EXERCISE:
Repeat every line of the material, character for character.

_ _ _ _ _ _ _

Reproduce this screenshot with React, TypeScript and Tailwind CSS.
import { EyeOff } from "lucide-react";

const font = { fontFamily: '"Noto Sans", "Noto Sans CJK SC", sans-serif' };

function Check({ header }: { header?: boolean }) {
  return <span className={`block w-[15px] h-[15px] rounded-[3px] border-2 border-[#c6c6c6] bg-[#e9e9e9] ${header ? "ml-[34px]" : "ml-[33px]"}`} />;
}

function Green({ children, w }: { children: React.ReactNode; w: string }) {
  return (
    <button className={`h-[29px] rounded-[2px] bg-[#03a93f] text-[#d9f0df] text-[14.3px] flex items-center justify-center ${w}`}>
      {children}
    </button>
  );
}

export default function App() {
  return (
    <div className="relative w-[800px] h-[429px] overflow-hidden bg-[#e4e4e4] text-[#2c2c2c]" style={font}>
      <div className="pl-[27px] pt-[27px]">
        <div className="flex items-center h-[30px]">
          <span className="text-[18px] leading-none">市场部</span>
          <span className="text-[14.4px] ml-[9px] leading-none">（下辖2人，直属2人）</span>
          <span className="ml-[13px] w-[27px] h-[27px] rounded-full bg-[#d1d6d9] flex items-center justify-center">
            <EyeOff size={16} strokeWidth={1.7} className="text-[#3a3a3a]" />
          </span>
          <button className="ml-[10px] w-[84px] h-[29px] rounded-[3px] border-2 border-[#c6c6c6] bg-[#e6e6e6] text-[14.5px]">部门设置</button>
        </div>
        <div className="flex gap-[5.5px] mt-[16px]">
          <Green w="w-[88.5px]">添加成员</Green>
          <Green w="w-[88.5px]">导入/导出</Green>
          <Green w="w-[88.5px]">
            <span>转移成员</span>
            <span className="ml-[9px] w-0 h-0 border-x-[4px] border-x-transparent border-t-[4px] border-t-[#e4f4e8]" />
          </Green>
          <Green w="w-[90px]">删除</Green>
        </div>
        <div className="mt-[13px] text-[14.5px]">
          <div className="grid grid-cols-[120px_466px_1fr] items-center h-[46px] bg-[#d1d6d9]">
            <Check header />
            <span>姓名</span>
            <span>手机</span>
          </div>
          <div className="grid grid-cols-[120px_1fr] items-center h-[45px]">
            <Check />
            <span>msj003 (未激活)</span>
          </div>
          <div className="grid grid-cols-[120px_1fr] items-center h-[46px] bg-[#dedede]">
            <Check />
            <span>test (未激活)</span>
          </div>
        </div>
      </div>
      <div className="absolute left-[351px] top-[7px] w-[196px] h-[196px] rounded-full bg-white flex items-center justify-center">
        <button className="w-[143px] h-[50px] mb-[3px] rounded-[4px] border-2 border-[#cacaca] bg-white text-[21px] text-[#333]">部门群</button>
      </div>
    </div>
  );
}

_ _ _ _ _ _ _

TASK RESULT:
Reproduce this screenshot with React, TypeScript and Tailwind CSS.
import { EyeOff } from "lucide-react";

const font = { fontFamily: '"Noto Sans", "Noto Sans CJK SC", sans-serif' };

function Check({ header }: { header?: boolean }) {
  return <span className={`block w-[15px] h-[15px] rounded-[3px] border-2 border-[#c6c6c6] bg-[#e9e9e9] ${header ? "ml-[34px]" : "ml-[33px]"}`} />;
}

function Green({ children, w }: { children: React.ReactNode; w: string }) {
  return (
    <button className={`h-[29px] rounded-[2px] bg-[#03a93f] text-[#d9f0df] text-[14.3px] flex items-center justify-center ${w}`}>
      {children}
    </button>
  );
}

export default function App() {
  return (
    <div className="relative w-[800px] h-[429px] overflow-hidden bg-[#e4e4e4] text-[#2c2c2c]" style={font}>
      <div className="pl-[27px] pt-[27px]">
        <div className="flex items-center h-[30px]">
          <span className="text-[18px] leading-none">市场部</span>
          <span className="text-[14.4px] ml-[9px] leading-none">（下辖2人，直属2人）</span>
          <span className="ml-[13px] w-[27px] h-[27px] rounded-full bg-[#d1d6d9] flex items-center justify-center">
            <EyeOff size={16} strokeWidth={1.7} className="text-[#3a3a3a]" />
          </span>
          <button className="ml-[10px] w-[84px] h-[29px] rounded-[3px] border-2 border-[#c6c6c6] bg-[#e6e6e6] text-[14.5px]">部门设置</button>
        </div>
        <div className="flex gap-[5.5px] mt-[16px]">
          <Green w="w-[88.5px]">添加成员</Green>
          <Green w="w-[88.5px]">导入/导出</Green>
          <Green w="w-[88.5px]">
            <span>转移成员</span>
            <span className="ml-[9px] w-0 h-0 border-x-[4px] border-x-transparent border-t-[4px] border-t-[#e4f4e8]" />
          </Green>
          <Green w="w-[90px]">删除</Green>
        </div>
        <div className="mt-[13px] text-[14.5px]">
          <div className="grid grid-cols-[120px_466px_1fr] items-center h-[46px] bg-[#d1d6d9]">
            <Check header />
            <span>姓名</span>
            <span>手机</span>
          </div>
          <div className="grid grid-cols-[120px_1fr] items-center h-[45px]">
            <Check />
            <span>msj003 (未激活)</span>
          </div>
          <div className="grid grid-cols-[120px_1fr] items-center h-[46px] bg-[#dedede]">
            <Check />
            <span>test (未激活)</span>
          </div>
        </div>
      </div>
      <div className="absolute left-[351px] top-[7px] w-[196px] h-[196px] rounded-full bg-white flex items-center justify-center">
        <button className="w-[143px] h-[50px] mb-[3px] rounded-[4px] border-2 border-[#cacaca] bg-white text-[21px] text-[#333]">部门群</button>
      </div>
    </div>
  );
}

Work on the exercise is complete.